I’m not sure why I’m bothering: the whole blogosphere seems to be consumed by Nick Griffin being on Question Time. Liberal Conspiracy has 6 posts in the last couple of days, including one where Sunny H shoves the whole of the Right in with the BNP (‘the right actually believe and perpetuate many of the lies that have fulled the BNP’s rise’) and takes some of the credit for killing multiculturalism. Momentous.
Our own Dom thinks they should be let on QT to be hoist by their own petard. The BNP a’re wrong: stop being scared of them. So I won’t put too much thought into this one. Or the next.
Whenever you ask anyone remotely left of centre How we will pay for the Deficit, they tend to find numerous clever ways to hit the richer-than-middle. Of course. The poorer-than-middle are, well, poor. Even Reform, no bunch of Lefties, are onto that: they call for the End of Entitlements. Meaning, I suppose, no benefits for those above-poverty. Their language is wonderfully florid:
Responsibility has drained away from the British welfare state, leaving a poisonous blend of entitlement and apathy. Middle and high earners, who could and should be independent of public welfare, instead use their political weight to extract “their fair share” from government, through universal benefits and near-free higher education.
Stirring stuff.
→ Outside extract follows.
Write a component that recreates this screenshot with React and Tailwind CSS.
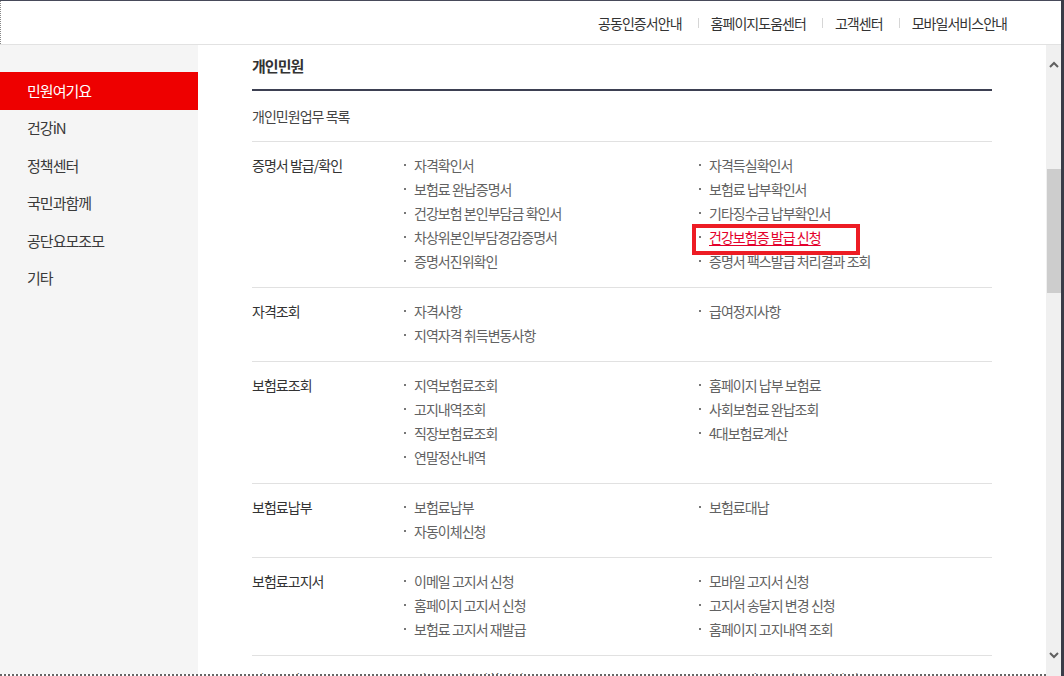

The huge proliferation of footnotes does not disguise some pretty superficial analysis: you know what I mean, “we spend £XXXX (huge scary number) and yet we have terrible YYYY (chose favourite society in decline figure). ” Causality, well that’s for wimps in universities. And forget the fact that over on the Left they do the same, except they put ‘only’ in front of £XXXX. Britain’s benefits are tiny as a replacement ratio, some other blog is writing right now.
But they reach ENORMOUS figures for savings. £14bn immediately to be taken off the “middle class”. Great, eh? You know, those middle classes, all those Range Rovers, private schools, holidays in Dubai . . .
Trouble is, ‘middle’ is rather different from Britain’s usual wrongheaded understanding of Middle, best defined by the Telegraph’s utterly comic “coping class“, who seem to have about £90k each (yes, read the article). In Reform’s case, we are – admirably – talking about the real middle:
a basic definition of middle class where every adult in the household has at least £15,000 in income and every child £5,000.
This true middle is much poorer than our standard image of “middle class”, as the TUC discussed at length (see their blog). And Dillow has looked at it too. Salaries of £50k – our normal understanding of where Middle Class might start – are actually top 10%.
So, these are the Median Class Britain, on perhaps £40k as a household with 2 adults and one kid, a bit above poverty – perhaps 50% above – but not miles above. And what does Reform think can be done, easy as Pie? Well, remove some £14bn from these people. Example: family of 2, 2 kids, £50k income, would have £3k less child benefit, so have a hit to their incomes of 6%. That is about twice what has happenned in this last recession.
Then there’s Winter Fuel Allowance (£1bn), bus fares, TV licences, all big chunky items.
I can’t go through all the ideas. Reform are, well, brave: except they are not in power and don’t have to worry about backlashes and politics and silly things like that. But in comparison to most think tanks they have really put their balls on the line, or at least the balls of the ‘middle class’.
What bothers me is that they are getting away with a rhetorical trick. Written on the tin is “middle class welfare” and we all think of those Coping people the Telegraph moans about. But they are not: they are people from just above poverty to just below comfortable. This fiscal squeeze will be painful. Reform have crudely added up some of the pain-numbers. But their spin is attrocious – and, of course, they have utterly dodged the macroeconomic consequences (see last post).
Even the IEA is nervous:
“having had 12 years of dramatically expanding means-tested welfare provision and provision for those not working and relatively badly off, there is a danger that taking away universal benefits (or raising taxes on the middle class) will simply reduce further the net returns to working, to education and so on.”
And Megan over in the US has identified another problem with getting all your revenues from those wicked people, the Rich: those sorts of revenues, things like Capital Gains Tax, Stamp Duty, Yacht excise, Truffle fees and so forth are highly volatile. And that matters: volatility means some chump will spend it all when it’s good, and then find us pitched into a crisis when it’s bad.
Note to Reform: thanks for doing so much fiscal maths. But don’t try tricking anyone into thinking this is easy.